There was the aforementioned search for Tony, where Joan is the one doing most of the investigating until Sherlock pulls the rug from under her. If it hadn't been for this twist, it would have been nice to see Joan handle a case completely on her own without Sherlock's help. For most of Ancient History, I thought it was nice to see them split cases, and despite the revelation of Tony's true identity this storyline on the whole allows for that lightness to appear. There is also Holmes' real frustration that no matter where he turns, everyone he expects to be dead is alive and vice-versa.

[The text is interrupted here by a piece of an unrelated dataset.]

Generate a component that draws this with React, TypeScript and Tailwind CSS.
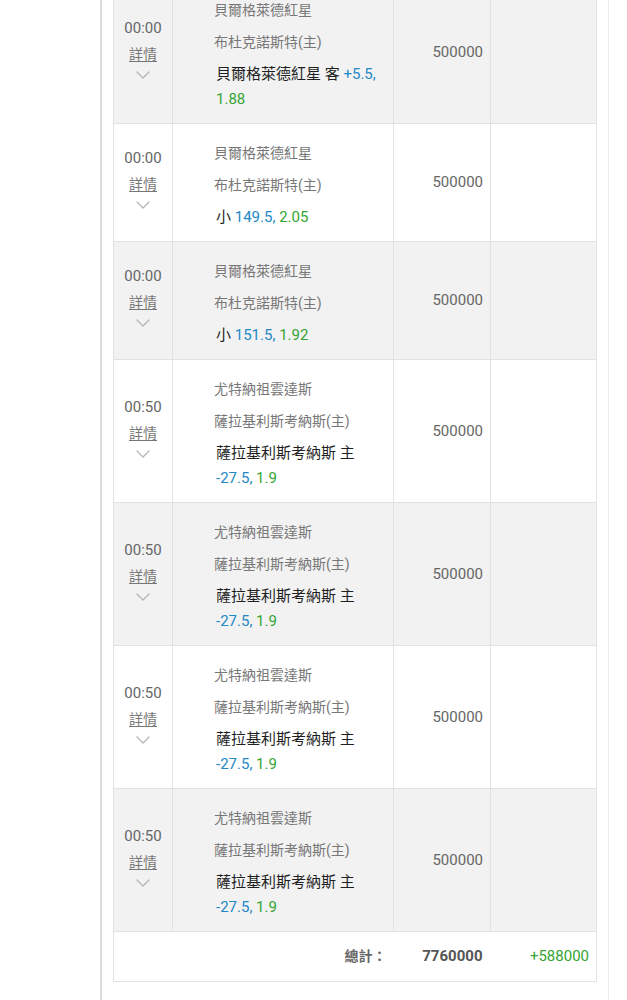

Miller handles that aspect of Sherlock quite well, where his unflappability regarding corpses keeps getting frustrated. At the conclusion of the episode, where he looks genuinely taken aback at the prospect that he may actually be a father, Miller has a great moment where he is clearly able to be, even for a moment, the brunt of a joke. Liu matches him in this scene, where she says this rather outrageous thing with such a straight face that it shows she has learned a few tricks from her partner.
As for the cases themselves, it is an interesting take on the investigations to see that it isn't strictly murder that was the primary case, though the resolution does seem a little disappointing. Not terrible, just not overwhelming (the divorce angle didn't quite make sense for me given that this was all in the past: I'd put being a hitman as worse than being in pornographic films in my morality scale). Still, seeing a rarity like a generally nice loan shark (Russell lent Leo the money in gratitude for his care of his ill mother some time earlier).
The guest stars did well. Of particular note was Starr as Russell, who looked both insecure and genuinely pleasant. Also, Barron captured a convincing Polish accent and while everyone apparently pinned her right away, I was taken in by her kind demeanor. They do say it's the quiet ones you should watch out for.
On the whole, Ancient History was a pleasant romp where there was more lightness than grittiness. It wasn't a flat-out comedy, but there was a wry humor to most of the proceedings that I enjoyed.